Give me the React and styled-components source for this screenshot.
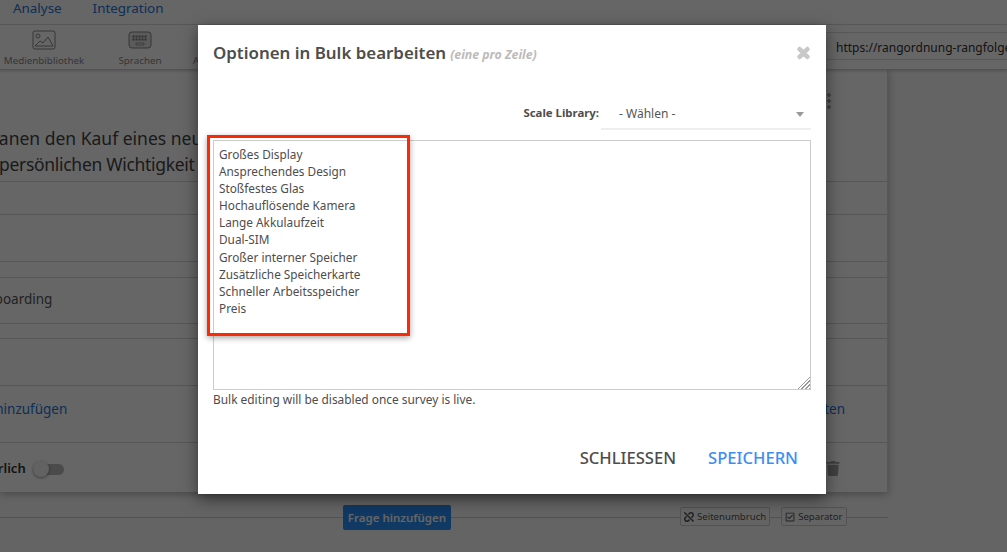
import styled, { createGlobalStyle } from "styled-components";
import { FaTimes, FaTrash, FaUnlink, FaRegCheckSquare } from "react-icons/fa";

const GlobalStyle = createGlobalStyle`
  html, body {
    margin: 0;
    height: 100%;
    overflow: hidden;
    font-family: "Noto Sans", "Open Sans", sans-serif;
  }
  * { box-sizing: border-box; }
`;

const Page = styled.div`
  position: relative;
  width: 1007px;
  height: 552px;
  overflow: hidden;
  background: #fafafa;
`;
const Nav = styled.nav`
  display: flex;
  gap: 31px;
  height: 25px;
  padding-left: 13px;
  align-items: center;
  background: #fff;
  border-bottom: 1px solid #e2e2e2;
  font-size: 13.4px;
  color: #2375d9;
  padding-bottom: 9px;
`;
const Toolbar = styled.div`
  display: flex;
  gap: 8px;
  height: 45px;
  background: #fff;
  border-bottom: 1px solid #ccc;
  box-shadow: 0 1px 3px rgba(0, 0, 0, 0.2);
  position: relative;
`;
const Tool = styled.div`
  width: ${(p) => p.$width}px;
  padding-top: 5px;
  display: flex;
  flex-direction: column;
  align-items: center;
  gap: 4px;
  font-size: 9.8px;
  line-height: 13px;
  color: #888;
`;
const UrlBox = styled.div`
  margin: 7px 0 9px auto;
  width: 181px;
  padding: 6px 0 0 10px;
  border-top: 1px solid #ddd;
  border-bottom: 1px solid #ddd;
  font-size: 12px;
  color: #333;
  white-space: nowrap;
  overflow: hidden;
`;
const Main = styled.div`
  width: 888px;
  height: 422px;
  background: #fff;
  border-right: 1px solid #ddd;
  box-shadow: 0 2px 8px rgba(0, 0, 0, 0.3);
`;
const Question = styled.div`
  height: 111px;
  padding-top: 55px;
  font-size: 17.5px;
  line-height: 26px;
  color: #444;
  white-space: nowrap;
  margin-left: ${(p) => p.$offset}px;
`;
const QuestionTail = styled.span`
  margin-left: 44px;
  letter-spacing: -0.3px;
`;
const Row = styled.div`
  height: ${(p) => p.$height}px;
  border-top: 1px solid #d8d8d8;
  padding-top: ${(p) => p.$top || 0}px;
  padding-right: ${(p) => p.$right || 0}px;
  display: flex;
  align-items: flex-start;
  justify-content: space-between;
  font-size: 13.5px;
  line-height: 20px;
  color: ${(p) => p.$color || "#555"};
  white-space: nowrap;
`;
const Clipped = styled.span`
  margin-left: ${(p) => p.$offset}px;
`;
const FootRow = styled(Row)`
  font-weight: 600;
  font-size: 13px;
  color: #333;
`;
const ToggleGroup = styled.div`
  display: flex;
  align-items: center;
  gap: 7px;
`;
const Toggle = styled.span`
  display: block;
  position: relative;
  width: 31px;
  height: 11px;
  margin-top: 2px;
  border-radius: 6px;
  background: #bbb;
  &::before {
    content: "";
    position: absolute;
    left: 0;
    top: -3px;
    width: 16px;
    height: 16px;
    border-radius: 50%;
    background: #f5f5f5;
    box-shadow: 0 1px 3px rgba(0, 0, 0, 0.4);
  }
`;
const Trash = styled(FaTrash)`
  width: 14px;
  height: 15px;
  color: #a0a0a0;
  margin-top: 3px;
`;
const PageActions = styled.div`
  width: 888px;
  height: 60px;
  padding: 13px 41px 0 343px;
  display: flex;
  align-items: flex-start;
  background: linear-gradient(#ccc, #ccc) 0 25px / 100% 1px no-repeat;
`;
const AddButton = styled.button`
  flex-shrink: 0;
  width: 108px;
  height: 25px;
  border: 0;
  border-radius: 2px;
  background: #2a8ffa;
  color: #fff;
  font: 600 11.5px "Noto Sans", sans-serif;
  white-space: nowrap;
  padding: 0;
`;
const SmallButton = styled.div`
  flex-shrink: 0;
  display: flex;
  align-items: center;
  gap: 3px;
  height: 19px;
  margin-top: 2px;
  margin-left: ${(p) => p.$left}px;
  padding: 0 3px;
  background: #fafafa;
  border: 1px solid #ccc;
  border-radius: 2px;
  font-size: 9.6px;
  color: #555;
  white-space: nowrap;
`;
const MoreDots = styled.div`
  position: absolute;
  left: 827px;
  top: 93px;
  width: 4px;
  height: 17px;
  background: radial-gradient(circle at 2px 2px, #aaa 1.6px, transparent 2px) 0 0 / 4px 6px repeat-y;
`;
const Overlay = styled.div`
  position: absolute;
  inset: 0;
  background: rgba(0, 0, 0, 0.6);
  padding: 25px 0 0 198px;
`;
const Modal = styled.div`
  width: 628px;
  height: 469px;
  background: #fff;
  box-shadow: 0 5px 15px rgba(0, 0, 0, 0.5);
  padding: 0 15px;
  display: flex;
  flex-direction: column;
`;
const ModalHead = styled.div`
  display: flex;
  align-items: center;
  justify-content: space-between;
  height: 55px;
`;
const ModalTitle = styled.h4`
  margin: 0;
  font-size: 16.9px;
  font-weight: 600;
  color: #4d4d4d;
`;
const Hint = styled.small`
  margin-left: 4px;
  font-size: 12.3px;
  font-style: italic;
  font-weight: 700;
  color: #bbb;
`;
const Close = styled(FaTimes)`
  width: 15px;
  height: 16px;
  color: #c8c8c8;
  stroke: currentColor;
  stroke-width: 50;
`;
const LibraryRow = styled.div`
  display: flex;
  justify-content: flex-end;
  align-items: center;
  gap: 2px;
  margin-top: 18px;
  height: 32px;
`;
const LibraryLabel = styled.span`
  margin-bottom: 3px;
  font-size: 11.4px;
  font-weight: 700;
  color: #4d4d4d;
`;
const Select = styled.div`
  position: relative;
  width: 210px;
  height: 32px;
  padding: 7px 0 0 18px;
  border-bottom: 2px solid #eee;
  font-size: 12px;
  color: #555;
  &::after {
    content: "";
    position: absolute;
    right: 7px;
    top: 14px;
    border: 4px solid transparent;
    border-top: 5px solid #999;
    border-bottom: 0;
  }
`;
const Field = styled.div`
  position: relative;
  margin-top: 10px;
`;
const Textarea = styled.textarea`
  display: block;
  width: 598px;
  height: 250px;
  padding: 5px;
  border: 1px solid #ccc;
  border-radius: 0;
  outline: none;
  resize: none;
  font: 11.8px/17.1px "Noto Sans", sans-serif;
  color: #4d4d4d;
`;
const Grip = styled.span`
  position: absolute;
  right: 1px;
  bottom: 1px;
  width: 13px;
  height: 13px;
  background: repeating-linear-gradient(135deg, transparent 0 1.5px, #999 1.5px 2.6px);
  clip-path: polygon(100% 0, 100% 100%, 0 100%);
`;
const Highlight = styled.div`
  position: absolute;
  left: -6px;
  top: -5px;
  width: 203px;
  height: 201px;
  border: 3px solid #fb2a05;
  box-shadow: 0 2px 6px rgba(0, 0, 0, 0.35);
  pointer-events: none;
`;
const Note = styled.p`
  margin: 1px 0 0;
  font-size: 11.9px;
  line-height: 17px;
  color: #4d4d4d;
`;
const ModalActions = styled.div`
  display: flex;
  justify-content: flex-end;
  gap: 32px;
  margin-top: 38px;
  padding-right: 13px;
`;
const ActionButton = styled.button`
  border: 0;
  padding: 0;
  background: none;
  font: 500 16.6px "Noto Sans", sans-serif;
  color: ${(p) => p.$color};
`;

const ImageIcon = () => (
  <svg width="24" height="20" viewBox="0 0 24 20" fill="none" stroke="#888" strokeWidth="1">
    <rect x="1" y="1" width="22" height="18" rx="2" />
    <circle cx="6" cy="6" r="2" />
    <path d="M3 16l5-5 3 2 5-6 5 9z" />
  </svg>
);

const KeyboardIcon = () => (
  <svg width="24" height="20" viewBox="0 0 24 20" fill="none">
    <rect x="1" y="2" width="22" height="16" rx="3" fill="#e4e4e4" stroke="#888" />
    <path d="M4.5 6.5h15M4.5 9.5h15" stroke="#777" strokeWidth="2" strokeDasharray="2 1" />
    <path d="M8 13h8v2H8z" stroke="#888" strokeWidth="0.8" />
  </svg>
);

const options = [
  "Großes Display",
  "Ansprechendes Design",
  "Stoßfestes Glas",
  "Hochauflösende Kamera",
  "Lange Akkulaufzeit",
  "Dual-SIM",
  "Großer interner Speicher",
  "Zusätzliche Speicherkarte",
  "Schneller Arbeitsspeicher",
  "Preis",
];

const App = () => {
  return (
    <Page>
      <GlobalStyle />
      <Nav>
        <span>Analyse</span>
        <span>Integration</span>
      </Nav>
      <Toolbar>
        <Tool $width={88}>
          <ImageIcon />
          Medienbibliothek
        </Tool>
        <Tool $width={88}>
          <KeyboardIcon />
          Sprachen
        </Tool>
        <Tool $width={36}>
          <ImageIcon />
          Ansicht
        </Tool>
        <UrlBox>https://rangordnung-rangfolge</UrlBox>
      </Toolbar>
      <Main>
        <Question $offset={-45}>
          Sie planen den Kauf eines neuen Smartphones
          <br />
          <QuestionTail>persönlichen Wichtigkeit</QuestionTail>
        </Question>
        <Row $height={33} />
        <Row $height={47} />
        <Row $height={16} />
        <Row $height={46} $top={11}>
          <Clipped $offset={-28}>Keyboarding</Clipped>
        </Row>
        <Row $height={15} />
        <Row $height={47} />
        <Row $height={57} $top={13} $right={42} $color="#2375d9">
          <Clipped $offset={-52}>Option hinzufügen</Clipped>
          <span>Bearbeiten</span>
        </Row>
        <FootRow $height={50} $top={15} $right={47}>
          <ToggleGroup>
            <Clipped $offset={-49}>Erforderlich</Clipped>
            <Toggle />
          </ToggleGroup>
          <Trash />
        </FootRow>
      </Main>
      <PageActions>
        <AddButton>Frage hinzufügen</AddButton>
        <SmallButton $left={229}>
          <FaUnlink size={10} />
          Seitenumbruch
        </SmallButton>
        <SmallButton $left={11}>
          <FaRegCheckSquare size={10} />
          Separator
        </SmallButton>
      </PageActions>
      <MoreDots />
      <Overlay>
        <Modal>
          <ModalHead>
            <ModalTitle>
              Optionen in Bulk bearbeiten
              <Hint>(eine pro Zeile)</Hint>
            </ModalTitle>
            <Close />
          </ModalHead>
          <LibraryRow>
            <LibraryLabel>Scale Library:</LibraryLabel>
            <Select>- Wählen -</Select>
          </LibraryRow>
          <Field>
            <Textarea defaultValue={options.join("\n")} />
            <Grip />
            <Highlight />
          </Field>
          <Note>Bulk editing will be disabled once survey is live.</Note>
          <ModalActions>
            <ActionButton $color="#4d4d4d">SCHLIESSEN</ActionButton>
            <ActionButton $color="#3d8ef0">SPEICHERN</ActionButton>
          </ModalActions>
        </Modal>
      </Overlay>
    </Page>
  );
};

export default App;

+++

> **Problem description**: Take the material above from its first line through the line holding "FaTrash, FaUnlink, FaRegCheckSquare" and set it down exactly, without the pictures.

> **The output**:
Give me the React and styled-components source for this screenshot.
import styled, { createGlobalStyle } from "styled-components";
import { FaTimes, FaTrash, FaUnlink, FaRegCheckSquare } from "react-icons/fa";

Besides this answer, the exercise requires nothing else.